4. The Director Functions
There are a number of camera controlls that can be used by the person in-game or by a spectator using a keyboard.
When you turn on Mixed Reality mode you will see these camera buttons somewhere in the game.
You can select between different cameras by pointing at a button and pulling the trigger. A person outside VR with a keyboard can switch between cameras by pressing ~1, ~2… ~6
When you’re in the game each camera is represented by a little flying insect. You can grab the insect to move it around. A person with a keyboard can fly around to get a better view of the levels and the contraptions using wasdqe and arrow keys.

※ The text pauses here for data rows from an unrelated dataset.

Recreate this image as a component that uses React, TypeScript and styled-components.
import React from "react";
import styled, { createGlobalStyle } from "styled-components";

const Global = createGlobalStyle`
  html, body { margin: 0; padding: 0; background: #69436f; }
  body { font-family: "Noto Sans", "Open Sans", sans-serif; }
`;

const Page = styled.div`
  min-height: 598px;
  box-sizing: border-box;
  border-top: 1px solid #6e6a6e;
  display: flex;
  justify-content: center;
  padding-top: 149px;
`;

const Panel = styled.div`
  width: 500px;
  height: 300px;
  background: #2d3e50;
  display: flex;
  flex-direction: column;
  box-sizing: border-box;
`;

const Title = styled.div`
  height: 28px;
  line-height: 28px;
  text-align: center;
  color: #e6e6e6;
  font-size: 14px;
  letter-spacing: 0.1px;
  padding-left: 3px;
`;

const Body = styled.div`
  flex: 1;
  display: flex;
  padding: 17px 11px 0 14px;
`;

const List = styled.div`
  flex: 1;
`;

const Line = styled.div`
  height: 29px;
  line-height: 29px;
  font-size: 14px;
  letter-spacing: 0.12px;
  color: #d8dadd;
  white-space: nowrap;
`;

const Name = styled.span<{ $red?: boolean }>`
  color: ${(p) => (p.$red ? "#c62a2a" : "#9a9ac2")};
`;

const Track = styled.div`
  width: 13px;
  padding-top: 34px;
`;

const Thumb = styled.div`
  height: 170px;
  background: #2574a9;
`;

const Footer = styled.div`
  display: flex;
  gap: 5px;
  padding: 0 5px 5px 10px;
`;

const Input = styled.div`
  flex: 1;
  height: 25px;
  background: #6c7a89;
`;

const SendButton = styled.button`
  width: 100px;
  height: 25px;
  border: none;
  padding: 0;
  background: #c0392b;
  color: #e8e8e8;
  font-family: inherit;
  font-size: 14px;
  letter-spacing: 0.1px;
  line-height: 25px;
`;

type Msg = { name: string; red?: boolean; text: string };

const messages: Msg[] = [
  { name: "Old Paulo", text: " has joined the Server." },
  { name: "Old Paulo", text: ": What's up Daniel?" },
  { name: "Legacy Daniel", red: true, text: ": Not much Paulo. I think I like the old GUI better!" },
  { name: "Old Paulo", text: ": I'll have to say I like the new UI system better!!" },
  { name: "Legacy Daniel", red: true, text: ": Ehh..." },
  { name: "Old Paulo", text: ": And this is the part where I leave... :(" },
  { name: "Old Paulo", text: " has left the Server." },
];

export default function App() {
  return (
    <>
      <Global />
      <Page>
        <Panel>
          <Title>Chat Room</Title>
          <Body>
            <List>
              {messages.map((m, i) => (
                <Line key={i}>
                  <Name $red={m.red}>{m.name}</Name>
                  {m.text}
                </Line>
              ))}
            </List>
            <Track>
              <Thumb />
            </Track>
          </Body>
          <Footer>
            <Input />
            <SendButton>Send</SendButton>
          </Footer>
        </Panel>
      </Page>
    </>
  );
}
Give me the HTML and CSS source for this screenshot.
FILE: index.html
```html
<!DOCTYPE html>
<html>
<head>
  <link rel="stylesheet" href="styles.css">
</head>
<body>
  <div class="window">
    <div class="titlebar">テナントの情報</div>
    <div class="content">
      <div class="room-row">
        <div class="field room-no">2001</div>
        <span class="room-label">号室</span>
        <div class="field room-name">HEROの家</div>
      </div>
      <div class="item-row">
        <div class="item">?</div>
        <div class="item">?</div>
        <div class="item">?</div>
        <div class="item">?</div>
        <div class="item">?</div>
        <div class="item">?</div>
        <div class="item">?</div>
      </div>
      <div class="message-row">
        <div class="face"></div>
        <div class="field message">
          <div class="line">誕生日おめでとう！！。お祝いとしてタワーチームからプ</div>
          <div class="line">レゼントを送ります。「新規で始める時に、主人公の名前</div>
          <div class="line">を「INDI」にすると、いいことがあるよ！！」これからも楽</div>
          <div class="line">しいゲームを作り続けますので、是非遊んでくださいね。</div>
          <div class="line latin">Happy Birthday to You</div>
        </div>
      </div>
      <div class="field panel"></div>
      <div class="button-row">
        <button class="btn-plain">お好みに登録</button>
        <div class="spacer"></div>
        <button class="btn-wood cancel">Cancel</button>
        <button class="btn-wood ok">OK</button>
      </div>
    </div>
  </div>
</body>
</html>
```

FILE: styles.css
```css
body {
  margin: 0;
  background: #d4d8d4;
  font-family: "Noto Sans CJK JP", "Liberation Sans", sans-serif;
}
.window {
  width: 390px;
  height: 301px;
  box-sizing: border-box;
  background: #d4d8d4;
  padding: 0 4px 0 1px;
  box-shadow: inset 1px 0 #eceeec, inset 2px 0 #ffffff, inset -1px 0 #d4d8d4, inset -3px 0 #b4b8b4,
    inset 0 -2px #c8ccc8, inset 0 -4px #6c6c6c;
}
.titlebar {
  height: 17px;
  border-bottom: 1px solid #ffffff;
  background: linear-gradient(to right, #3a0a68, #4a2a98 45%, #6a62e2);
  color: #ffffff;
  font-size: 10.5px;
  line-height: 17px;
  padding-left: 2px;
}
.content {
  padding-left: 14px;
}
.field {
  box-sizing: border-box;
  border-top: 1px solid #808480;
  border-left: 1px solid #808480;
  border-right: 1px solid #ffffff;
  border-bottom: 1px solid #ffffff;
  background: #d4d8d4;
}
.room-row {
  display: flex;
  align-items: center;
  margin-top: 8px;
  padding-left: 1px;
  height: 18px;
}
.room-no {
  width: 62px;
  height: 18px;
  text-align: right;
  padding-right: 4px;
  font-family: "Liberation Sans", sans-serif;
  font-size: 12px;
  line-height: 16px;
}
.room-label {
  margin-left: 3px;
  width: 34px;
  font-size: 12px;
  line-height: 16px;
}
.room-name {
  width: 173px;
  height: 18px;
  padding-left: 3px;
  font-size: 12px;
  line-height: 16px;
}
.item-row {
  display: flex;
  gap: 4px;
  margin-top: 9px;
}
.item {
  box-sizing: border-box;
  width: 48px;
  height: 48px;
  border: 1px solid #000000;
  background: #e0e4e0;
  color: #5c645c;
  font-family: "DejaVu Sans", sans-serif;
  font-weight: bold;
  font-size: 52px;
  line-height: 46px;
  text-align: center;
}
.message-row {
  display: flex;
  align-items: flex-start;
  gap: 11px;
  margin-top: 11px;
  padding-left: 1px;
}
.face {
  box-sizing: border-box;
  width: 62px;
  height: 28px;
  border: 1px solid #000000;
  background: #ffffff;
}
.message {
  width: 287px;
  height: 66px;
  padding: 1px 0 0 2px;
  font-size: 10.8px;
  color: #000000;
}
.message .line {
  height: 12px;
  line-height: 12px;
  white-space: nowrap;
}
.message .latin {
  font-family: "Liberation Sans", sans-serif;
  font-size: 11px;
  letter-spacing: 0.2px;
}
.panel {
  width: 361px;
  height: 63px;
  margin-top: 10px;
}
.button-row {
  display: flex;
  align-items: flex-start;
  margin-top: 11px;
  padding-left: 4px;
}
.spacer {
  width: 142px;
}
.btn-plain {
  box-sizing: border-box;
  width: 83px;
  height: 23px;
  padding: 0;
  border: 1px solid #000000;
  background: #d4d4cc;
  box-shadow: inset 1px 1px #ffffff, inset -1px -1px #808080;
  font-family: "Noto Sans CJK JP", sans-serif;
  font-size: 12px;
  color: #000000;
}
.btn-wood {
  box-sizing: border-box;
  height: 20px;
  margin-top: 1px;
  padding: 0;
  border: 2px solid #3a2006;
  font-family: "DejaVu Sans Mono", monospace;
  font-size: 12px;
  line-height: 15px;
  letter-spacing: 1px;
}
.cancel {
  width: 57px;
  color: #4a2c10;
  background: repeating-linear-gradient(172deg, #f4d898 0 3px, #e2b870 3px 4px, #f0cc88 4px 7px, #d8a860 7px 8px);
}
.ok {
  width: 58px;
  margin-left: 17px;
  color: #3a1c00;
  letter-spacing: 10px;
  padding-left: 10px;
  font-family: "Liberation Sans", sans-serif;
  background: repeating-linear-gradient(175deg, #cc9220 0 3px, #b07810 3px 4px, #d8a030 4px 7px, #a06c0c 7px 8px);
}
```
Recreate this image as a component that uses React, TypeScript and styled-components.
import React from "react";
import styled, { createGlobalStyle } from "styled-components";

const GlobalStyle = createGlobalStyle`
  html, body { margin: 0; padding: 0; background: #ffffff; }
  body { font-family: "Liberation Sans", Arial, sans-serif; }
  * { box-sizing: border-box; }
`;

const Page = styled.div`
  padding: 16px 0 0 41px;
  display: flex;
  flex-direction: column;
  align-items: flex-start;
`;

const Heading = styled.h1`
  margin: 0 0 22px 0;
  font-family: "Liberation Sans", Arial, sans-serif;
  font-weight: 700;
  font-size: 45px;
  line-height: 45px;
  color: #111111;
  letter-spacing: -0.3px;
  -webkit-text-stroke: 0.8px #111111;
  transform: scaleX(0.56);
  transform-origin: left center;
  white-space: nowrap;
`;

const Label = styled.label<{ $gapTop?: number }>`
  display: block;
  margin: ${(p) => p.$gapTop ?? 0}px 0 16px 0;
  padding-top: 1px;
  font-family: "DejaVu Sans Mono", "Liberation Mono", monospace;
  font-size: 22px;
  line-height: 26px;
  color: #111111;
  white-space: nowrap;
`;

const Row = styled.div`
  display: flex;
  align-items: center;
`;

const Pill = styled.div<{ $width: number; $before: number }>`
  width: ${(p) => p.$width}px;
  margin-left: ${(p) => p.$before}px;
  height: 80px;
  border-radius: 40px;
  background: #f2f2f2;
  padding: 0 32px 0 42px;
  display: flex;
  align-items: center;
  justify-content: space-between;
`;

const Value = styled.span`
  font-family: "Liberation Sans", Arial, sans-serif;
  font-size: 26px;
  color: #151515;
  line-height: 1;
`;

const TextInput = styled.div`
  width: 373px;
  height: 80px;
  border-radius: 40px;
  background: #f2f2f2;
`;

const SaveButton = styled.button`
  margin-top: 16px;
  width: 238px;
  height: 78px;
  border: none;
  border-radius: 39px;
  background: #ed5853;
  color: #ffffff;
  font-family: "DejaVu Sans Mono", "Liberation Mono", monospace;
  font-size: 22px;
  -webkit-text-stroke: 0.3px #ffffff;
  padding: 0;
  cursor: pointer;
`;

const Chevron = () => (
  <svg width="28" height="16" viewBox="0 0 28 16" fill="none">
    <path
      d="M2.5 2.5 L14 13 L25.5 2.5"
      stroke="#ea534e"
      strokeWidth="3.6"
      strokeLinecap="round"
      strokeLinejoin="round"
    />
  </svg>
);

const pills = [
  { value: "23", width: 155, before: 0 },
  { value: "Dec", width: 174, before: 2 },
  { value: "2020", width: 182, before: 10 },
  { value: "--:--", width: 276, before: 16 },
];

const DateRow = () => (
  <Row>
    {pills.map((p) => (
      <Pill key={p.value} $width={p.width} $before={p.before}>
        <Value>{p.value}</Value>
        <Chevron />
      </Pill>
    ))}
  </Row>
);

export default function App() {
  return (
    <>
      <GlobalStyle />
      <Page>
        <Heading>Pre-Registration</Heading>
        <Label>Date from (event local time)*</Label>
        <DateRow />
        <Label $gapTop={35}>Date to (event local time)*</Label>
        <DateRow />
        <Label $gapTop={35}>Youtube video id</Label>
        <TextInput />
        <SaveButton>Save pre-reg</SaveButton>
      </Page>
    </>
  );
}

The cameras are each a little different:
- • ~1 is the POV of the player
- • ~2 is a 3rd person camera
- • ~3 is the mixed-reality camera
- • ~4 is another 3rd person camera
- • ~5 is a camera that always looks at the player
- • ~6 is a camera that always looks at the goal ball
We have some keyboard shortcuts that are fun to use while streaming:
~C will hide the hand controllers. If you are affraid you’re going to start flying the mixed reality camera around by accident you can select it and then hit ~L to lock it in place.
You can change the avatar of the player (visible in 3rd person camera) with ~A. It will cycle between all available avatars (my favorite is the pink unicorn!)
You can give the player a hat with ~F!